When the hard-hitting Niners forced the Pats out of the run game, they mauled Wes Welker with a bracket and sent Tom Brady looking elsewhere for options.

At that point, things became evident just how thin this receiving corps really is.

Aaron Hernandez remains reliable as the next option, and Brandon Lloyd erupted with a monster night … albeit one in which he saw nothing but single coverage.

But without Rob Gronkowski, the options are scarce. And that could be a problem as we saw last night against real defenses.


The silver lining?

Sorry, there isn’t one.

A Houston win against either Minnesota or at Indy locks up the top seed. And Denver has Cleveland and Kansas City left to lock up the No. 2.

At this rate, you’re looking the No. 3, which means a home date with someone like Pittsburgh, the suddenly scary Bengals or hopefully the New York Jets, before a trip out to Houston or Mile High.
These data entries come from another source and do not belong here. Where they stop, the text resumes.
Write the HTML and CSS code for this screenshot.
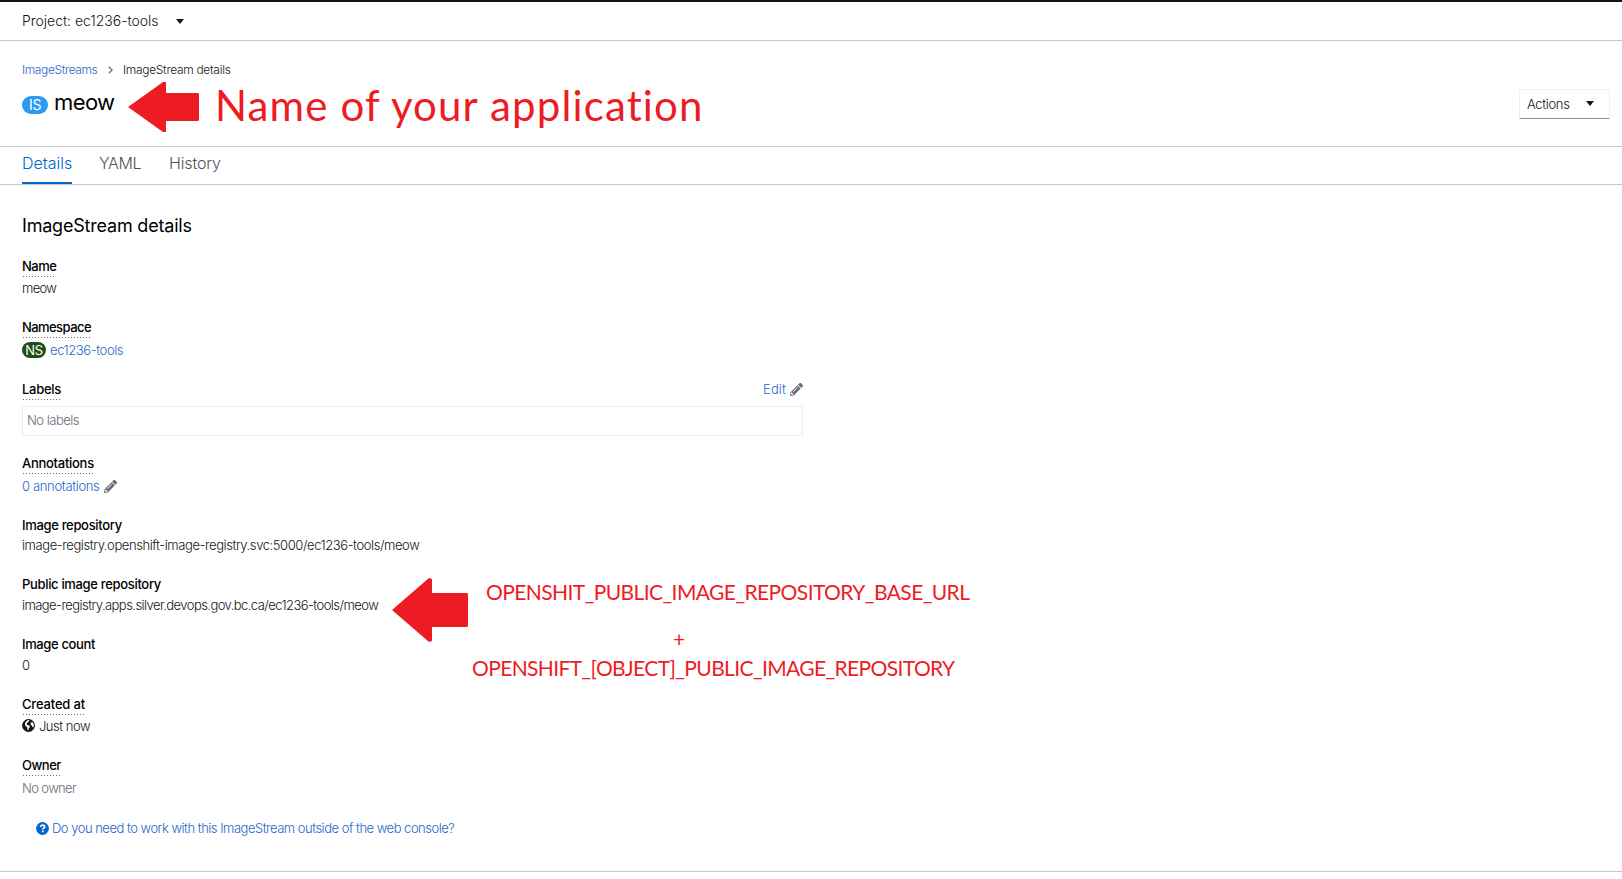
FILE: index.html
```html
<!DOCTYPE html>
<html lang="en">
<head>
<meta charset="utf-8">
<title>meow · ImageStream details</title>
<link rel="stylesheet" href="styles.css">
</head>
<body>
<svg width="0" height="0" class="defs">
  <symbol id="pencil" viewBox="0 0 512 512"><path d="M498 142l-46 46c-5 5-13 5-17 0L324 77c-5-5-5-12 0-17l46-46c19-19 49-19 68 0l60 60c19 19 19 49 0 68zm-214-42L22 362 0 484c-3 16 12 30 28 28l122-22 262-262c5-5 5-13 0-17L301 100c-4-5-12-5-17 0zM124 340c-5-6-5-14 0-20l154-154c6-5 14-5 20 0s5 14 0 20L144 340c-6 5-14 5-20 0zm-36 84h48v36l-64 12-32-31 12-65h36v48z"/></symbol>
</svg>

<header class="project-bar">
  <span class="project-name">Project: ec1236-tools</span>
  <span class="caret"></span>
</header>

<section class="page-head">
  <nav class="crumbs">
    <a class="crumb-link">ImageStreams</a>
    <svg class="crumb-sep" width="5" height="8" viewBox="0 0 5 8"><path d="M.8.8L4 4 .8 7.2"/></svg>
    <span class="crumb-current">ImageStream details</span>
  </nav>
  <div class="title-row">
    <span class="badge badge-is">IS</span>
    <h1 class="title">meow</h1>
    <button class="actions"><span class="actions-text">Actions</span><span class="caret"></span></button>
  </div>
</section>

<nav class="tabs">
  <a class="tab tab-active">Details</a>
  <a class="tab tab-yaml">YAML</a>
  <a class="tab tab-history">History</a>
</nav>

<main class="details">
  <h2 class="heading">ImageStream details</h2>
  <dl class="fields">
    <div class="field"><dt><span class="term hint t-name">Name</span></dt><dd class="v-meow">meow</dd></div>
    <div class="field field-ns"><dt><span class="term hint t-ns">Namespace</span></dt><dd><span class="badge badge-ns">NS</span><a class="link v-ns">ec1236-tools</a></dd></div>
    <div class="field field-labels">
      <dt class="labels-head"><span class="term hint t-labels">Labels</span><a class="link edit">Edit<svg class="pencil"><use href="#pencil"/></svg></a></dt>
      <dd class="labels-box">No labels</dd>
    </div>
    <div class="field field-ann"><dt><span class="term hint t-ann">Annotations</span></dt><dd><a class="link v-ann">0 annotations</a><svg class="pencil"><use href="#pencil"/></svg></dd></div>
    <div class="field field-repo"><dt><span class="term">Image repository</span></dt><dd class="v-repo">image-registry.openshift-image-registry.svc:5000/ec1236-tools/meow</dd></div>
    <div class="field field-public"><dt><span class="term">Public image repository</span></dt><dd class="v-public">image-registry.apps.silver.devops.gov.bc.ca/ec1236-tools/meow</dd></div>
    <div class="field field-count"><dt><span class="term t-count">Image count</span></dt><dd>0</dd></div>
    <div class="field"><dt><span class="term hint t-created">Created at</span></dt><dd class="v-created"><svg class="globe" viewBox="0 0 13 13"><circle cx="6.5" cy="6.5" r="6.4"/><path d="M5.6 1.2L7.4 1 7 2.6 5.6 3.4 4.6 4.8 5.2 6 7.4 6.6 8 8 6.8 9.2 6.4 11.4 5.4 10.4 5.2 8.2 3.6 7 2.8 5.2 3.4 3.2z" class="land-cut"/><path d="M8.8 3.6l1.8-.4 1.2 2-.2 2.6-1 .8-.6-1.8-1.4-1z" class="land-cut"/></svg>Just now</dd></div>
    <div class="field field-owner"><dt><span class="term hint t-owner">Owner</span></dt><dd class="muted">No owner</dd></div>
  </dl>
  <a class="link help"><svg class="question" viewBox="0 0 13 13"><circle cx="6.5" cy="6.5" r="6.4"/><path d="M4.4 4.9c.2-1.2 1-1.8 2.2-1.8 1.1 0 2.1.6 2.1 1.7 0 1.4-1.9 1.3-1.9 2.6"/><rect x="5.9" y="8.5" width="1.8" height="1.7" rx=".5"/></svg>Do you need to work with this ImageStream outside of the web console?</a>
</main>

<svg class="arrow arrow-title" viewBox="0 0 71 50"><path d="M0 25L35 0h3v11h32l1 1v26l-1 1H38v11h-3z"/></svg>
<p class="note note-title">Name of your application</p>
<svg class="arrow arrow-repo" viewBox="0 0 76 64"><path d="M0 32L37 0l3 1v14h35l1 1v32l-1 1H40v14l-3 1z"/></svg>
<p class="note note-base">OPENSHIT_PUBLIC_IMAGE_REPOSITORY_BASE_URL</p>
<p class="note note-plus">+</p>
<p class="note note-object">OPENSHIFT_[OBJECT]_PUBLIC_IMAGE_REPOSITORY</p>
</body>
</html>
```
FILE: styles.css
```css
* { box-sizing: border-box; }
body { margin: 0; height: 879px; position: relative; overflow: hidden; background: #fff; color: #151515; font: 300 13px/20px Inter, "Open Sans", sans-serif; letter-spacing: -0.4px; white-space: nowrap; }
h1, h2, p, dl, dd { margin: 0; }
.defs { position: absolute; }
.caret { width: 0; height: 0; border: 4.5px solid transparent; border-top: 5px solid #151515; border-bottom: 0; }

.project-bar { height: 41px; border-top: 2px solid #151515; border-bottom: 1px solid #c8c8c8; padding: 0 22px; display: flex; align-items: center; gap: 17px; font-size: 14px; letter-spacing: -0.03px; }
.project-name { width: 137px; }

.page-head { height: 106px; border-bottom: 1px solid #c8c8c8; padding: 19px 12px 0 22px; }
.crumbs { display: flex; align-items: center; font-size: 12px; }
.crumb-link { width: 76px; color: #2b66cc; letter-spacing: -0.38px; }
.crumb-sep { margin: 0 10px 0 10px; fill: none; stroke: #777; stroke-width: 1.4; }
.crumb-current { letter-spacing: -0.31px; }
.title-row { display: flex; align-items: flex-start; padding-top: 9px; }
.badge { display: block; color: #fff; text-align: center; border-radius: 20px; font-weight: 400; }
.badge-is { width: 26px; height: 18px; margin-top: 7px; background: #2b9af3; font-size: 14px; line-height: 18px; }
.title { margin-left: 6px; font-size: 22px; font-weight: 400; line-height: 26px; letter-spacing: -0.6px; color: #000; }
.actions { margin-left: auto; width: 91px; height: 30px; display: flex; align-items: center; justify-content: space-between; padding: 0 15px 1px 7px; background: #fff; border: 1px solid #f0f0f0; border-bottom-color: #8a8d90; font: inherit; color: inherit; letter-spacing: -0.35px; }

.tabs { height: 38px; border-bottom: 1px solid #c8c8c8; padding-left: 22px; display: flex; font-size: 16px; line-height: 33px; }
.tab { color: #4f5255; height: 37px; }
.tab-active { width: 50px; color: #06c; border-bottom: 2px solid #06c; letter-spacing: 0; }
.tab-yaml { margin-left: 27px; width: 43px; }
.tab-history { margin-left: 27px; letter-spacing: -0.15px; }

.details { height: 687px; border-bottom: 1px solid #c8c8c8; padding: 28px 22px 0; }
.heading { font-size: 18px; font-weight: 400; line-height: 26px; letter-spacing: -0.2px; color: #000; }
.fields { margin-top: 17px; width: 781px; }
.field { height: 61px; }
.field dt { height: 22px; }
.field dd { display: flex; align-items: center; height: 20px; }
.field-ns { height: 62px; }
.field-labels { height: 74px; }
.field-ann { height: 62px; }
.field-repo { height: 59px; }
.field-public, .field-count { height: 60px; }
.field-ns dt, .field-ann dt, .field-owner dt { height: 23px; }
.field-repo dt { height: 20px; }
.field-public dt, .field-count dt { height: 21px; }
.field-owner { height: 63px; }
.term { display: inline-block; height: 21px; font-weight: 500; color: #000; letter-spacing: -0.33px; }
.hint { background: repeating-linear-gradient(90deg, #6a6e73 0 1px, transparent 1px 3px) 1px 20px / calc(100% - 2px) 1px no-repeat; }
.t-name, .t-owner { letter-spacing: -0.47px; }
.t-ns { letter-spacing: -0.57px; }
.t-labels, .t-ann { letter-spacing: -0.28px; }
.t-count { letter-spacing: -0.37px; }
.t-created { letter-spacing: -0.17px; }
.v-meow { letter-spacing: -0.7px; }
.v-repo { letter-spacing: -0.42px; }
.v-public { letter-spacing: -0.56px; }
.v-ann { letter-spacing: -0.34px; }
.v-created { letter-spacing: -0.5px; }
.link { color: #2467c9; }
.badge-ns { width: 24px; height: 16px; margin-right: 4px; background: #1e4f18; font-size: 13px; line-height: 16px; }
.pencil { width: 13px; height: 13px; margin-left: 4px; fill: #6a6e73; }
.labels-head { display: flex; justify-content: space-between; }
.edit { display: flex; align-items: center; height: 20px; letter-spacing: 0.1px; }
.field .labels-box { height: 30px; margin-top: 5px; padding: 0 0 2px 4px; border: 1px solid #ededed; color: #6a6e73; letter-spacing: -0.5px; }
.muted { color: #6a6e73; letter-spacing: -0.64px; }
.globe { width: 13px; height: 13px; margin: -2px 4px 0 0; fill: #151515; }
.globe .land-cut { fill: #fff; }
.help { display: flex; align-items: center; margin-left: 14px; height: 20px; letter-spacing: -0.5px; }
.question { width: 13px; height: 13px; margin-right: 3px; fill: #06c; }
.question path { fill: none; stroke: #fff; stroke-width: 1.7; }
.question rect { fill: #fff; }

.arrow { position: absolute; fill: #ed1c24; }
.arrow-title { left: 128px; top: 82px; width: 71px; height: 50px; }
.arrow-repo { left: 392px; top: 578px; width: 76px; height: 64px; }
.note { position: absolute; color: #ed1c24; font: 400 21px/25px Lato, "Open Sans", sans-serif; letter-spacing: -0.58px; }
.note-title { left: 215px; top: 80px; font-size: 42px; line-height: 50px; letter-spacing: 1.14px; }
.note-base { left: 486px; top: 579px; }
.note-plus { left: 673px; top: 626px; }
.note-object { left: 472px; top: 655px; letter-spacing: -0.62px; }
```
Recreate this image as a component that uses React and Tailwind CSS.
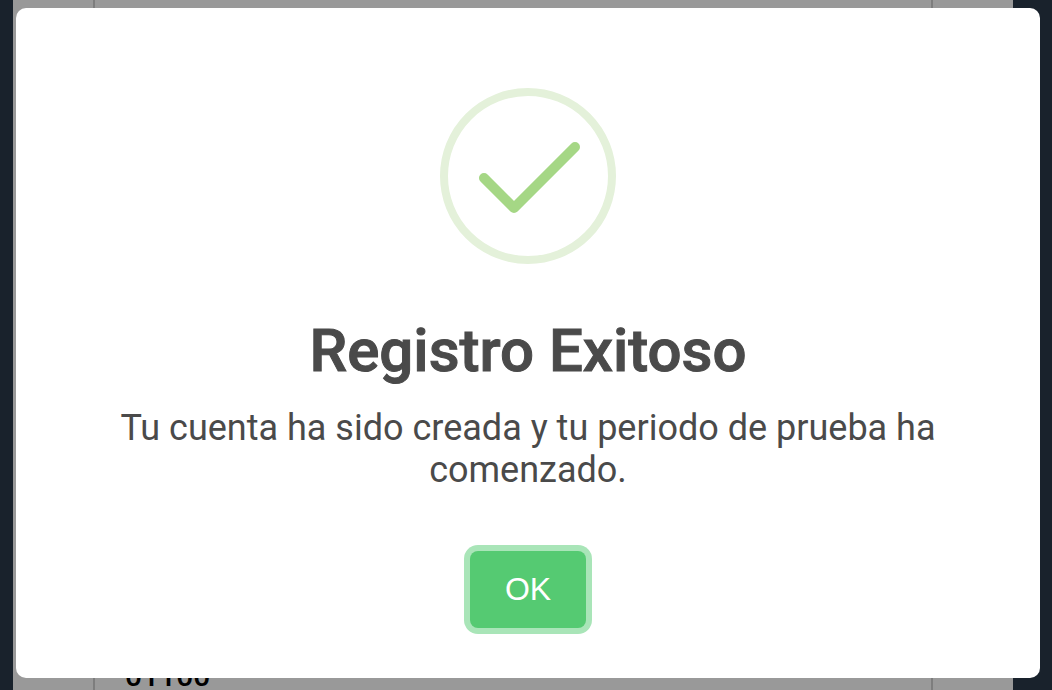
import React from 'react';

const SuccessIcon = () => (
    <svg className="h-44 w-44" viewBox="0 0 176 176" fill="none" aria-hidden="true">
        <circle cx="88" cy="88" r="84" stroke="#e4f1da" strokeWidth="8" />
        <path d="M44 90L74 120L135 59" stroke="#a5d785" strokeWidth="10" strokeLinecap="round" strokeLinejoin="round" />
    </svg>
);

const RegisterPage = () => {
    return (
        <div className="flex h-screen bg-[#19222c] pr-[39px] pl-[13px]">
            <div className="flex flex-1 bg-[#999999] px-20">
                <div className="flex flex-1 items-end border-x-2 border-[#7d7d7d] px-[30px] text-[30px] leading-7 font-medium text-black">
                    <p>01100</p>
                </div>
            </div>
        </div>
    );
};

const SuccessDialog = () => {
    return (
        <div className="fixed inset-0 overflow-hidden pt-2 pr-3 pb-3 pl-4">
            <div
                role="dialog"
                aria-modal="true"
                aria-labelledby="dialog-title"
                aria-describedby="dialog-text"
                className="flex flex-col items-center rounded-[10px] bg-white px-8 pt-20 pb-[50px] text-center text-[#4a4a4a]"
            >
                <SuccessIcon />
                <h2 id="dialog-title" className="mt-[52px] text-[60px] leading-[70px] font-medium [-webkit-text-stroke:1px_#4a4a4a]">
                    Registro Exitoso
                </h2>
                <p id="dialog-text" className="mt-[21px] max-w-[880px] text-[36px] leading-[42px]">
                    Tu cuenta ha sido creada y tu periodo de prueba ha comenzado.
                </p>
                <button
                    type="button"
                    className="mt-[60px] rounded-lg bg-[#55ca72] px-[35px] pt-[18px] pb-[19px] font-['Liberation_Sans',sans-serif] text-[32px] leading-10 text-white ring-6 ring-[#a9e5b8]"
                >
                    OK
                </button>
            </div>
        </div>
    );
};

const App = () => {
    return (
        <div className="font-[Roboto,sans-serif]">
            <RegisterPage />
            <SuccessDialog />
        </div>
    );
};

export default App;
1. The bye was there to be had, but it wasn’t lost this week. It was cooked in Week 2, back here in the loss to Arizona, an awful, awful Arizona team.

2. I watch these NFC teams cross over, and it feels like the AFC is the Big-12 in college football – kind of soft – while the NFC is the SEC – with monsters on every defensive front to cause trouble.

3. Could Romeo Crennell and the boys in Kansas City save face in their final game of the season at Denver? It’s most likely the Pats only chance at the bye.

4. Stevan Ridley has scared me from the moment he got here, so has Shane Vereen. Great players don’t fumble. Right now, there are nothing but question marks in this running game.

5. The good news is the Pats have handled the punches from Houston, Baltimore and Denver this year. And they can handle Pittsburgh, too. The team that actually scares me in December, and I can’t believe I am about to type this word: Cincinnati.